Comprehensive Smoke-Free Laws and Cardiovascular Disease Mortality in US Counties

Scritto il 24/06/2026
da Chuyue Wu

JAMA Netw Open. 2026 Jun 1;9(6):e2621170. doi: 10.1001/jamanetworkopen.2026.21170.

ABSTRACT

IMPORTANCE: Active smoking and secondhand smoke (SHS) exposure are major cardiovascular risk factors, and comprehensive smoke-free laws are a central tobacco control strategy. Although prior studies have demonstrated short-term reductions in cardiovascular morbidity following smoke-free policies, evidence regarding their long-term association with cardiovascular disease (CVD) mortality and potential differences across demographic groups remains limited.

OBJECTIVE: To evaluate the long-term association between comprehensive smoke-free laws and county-level CVD mortality and assess whether these associations vary by age, sex, and race and ethnicity.

DESIGN, SETTING, AND PARTICIPANTS: Comparative effectiveness research study using longitudinal county-level panel data and the generalized synthetic control method to evaluate staggered policy adoption across 38 treated counties that adopted comprehensive 100% smoke-free laws covering workplaces, restaurants, and bars between 2007 and 2018, and 103 control counties that did not implement smoke-free laws at any level during the study period from 2000 to 2018. Data were analyzed from May to August 2025.

EXPOSURE: Implementation of comprehensive smoke-free laws.

MAIN OUTCOME AND MEASURES: Annual county-level age-adjusted CVD mortality rates per 100 000 population overall and stratified by age, sex, and race and ethnicity. Average treatment effects on the treated (ATTs) were estimated with 95% CIs using parametric bootstrapping.

RESULTS: This study included 38 treated and 103 control counties. Prepolicy mean (SD) of county-level median age was 37.5 (3.5) for treated counties vs 39.1 (5.6) years for control counties. In treated counties vs control counties, 49.3% vs 49.5% of residents were male, and 15.3% vs 20.3% were not non-Hispanic White, respectively. Implementation of comprehensive smoke-free laws was associated with a mean annual reduction of 12.0 (95% CI, -21.3 to -2.7) CVD deaths per 100 000 population over 12 postpolicy years. Larger reductions were observed among adults aged 65 years or older, male individuals, and non-Hispanic White populations, whereas the associations among younger adults, female individuals, and non-Hispanic Black populations were smaller and less precise.
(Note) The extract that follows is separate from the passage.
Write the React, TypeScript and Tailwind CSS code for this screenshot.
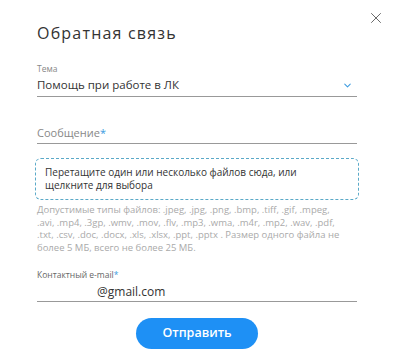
import { ChevronDown, X } from 'lucide-react';

export default function App() {
  return (
    <div className="relative h-[363px] w-[396px] overflow-hidden bg-white pl-[37px] pr-[39px] pt-[22px] font-['Open_Sans',sans-serif] text-[#333]">
      <button type="button" className="absolute right-[11px] top-[9px] text-[#666]">
        <X className="h-[18px] w-[18px]" strokeWidth={1.3} />
      </button>
      <h1 className="text-[16px] leading-[22px] tracking-[1.2px] text-[#333]">Обратная связь</h1>

      <div className="mt-[20px]">
        <p className="text-[8.5px] leading-[10px] text-[#888]">Тема</p>
        <div className="flex items-center justify-between border-b border-[#999] pb-[3px] pt-[3px] text-[11.5px] leading-[16px]">
          <span>Помощь при работе в ЛК</span>
          <ChevronDown className="mr-[4px] h-[11px] w-[11px] text-[#3b9be0]" strokeWidth={2.2} />
        </div>
      </div>

      <div className="mt-[28px] border-b border-[#999] pb-[2px] text-[11px] leading-[16px] text-[#888]">
        Сообщение<span className="text-[#3b9be0]">*</span>
      </div>

      <div className="-mx-[2px] mt-[14px] h-[42px] rounded-[6px] border border-dashed border-[#5aa9c8] px-[9px] py-[7px] text-[10px] leading-[13px] text-[#333]">
        Перетащите один или несколько файлов сюда, или
        <br />
        щелкните для выбора
      </div>

      <p className="mt-[4px] whitespace-nowrap text-[9.5px] leading-[12.5px] text-[#aaa]">
        Допустимые типы файлов: .jpeg, .jpg, .png, .bmp, .tiff, .gif, .mpeg,
        <br />
        .avi, .mp4, .3gp, .wmv, .mov, .flv, .mp3, .wma, .m4r, .mp2, .wav, .pdf,
        <br />
        .txt, .csv, .doc, .docx, .xls, .xlsx, .ppt, .pptx . Размер одного файла не
        <br />
        более 5 МБ, всего не более 25 МБ.
      </p>

      <div className="mt-[16px]">
        <p className="text-[8.5px] leading-[10px] text-[#666]">
          Контактный e-mail<span className="text-[#3b9be0]">*</span>
        </p>
        <div className="border-b border-[#999] pb-[1px] pl-[60px] pt-[4px] text-[12px] leading-[16px]">@gmail.com</div>
      </div>

      <div className="mt-[16px] flex justify-center">
        <button type="button" className="h-[31px] w-[122px] rounded-full bg-[#1e90f5] text-[12.5px] font-semibold text-white">
          Отправить
        </button>
      </div>
    </div>
  );
}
CONCLUSIONS AND RELEVANCE: In this comparative effectiveness research study of county-level smoke-free laws, comprehensive smoke-free laws were associated with sustained reductions in CVD mortality. However, the magnitude of the associations varied across demographic groups, suggesting that additional strategies addressing disparities in tobacco exposure may be needed to achieve improvement in cardiovascular outcomes across all subpopulations.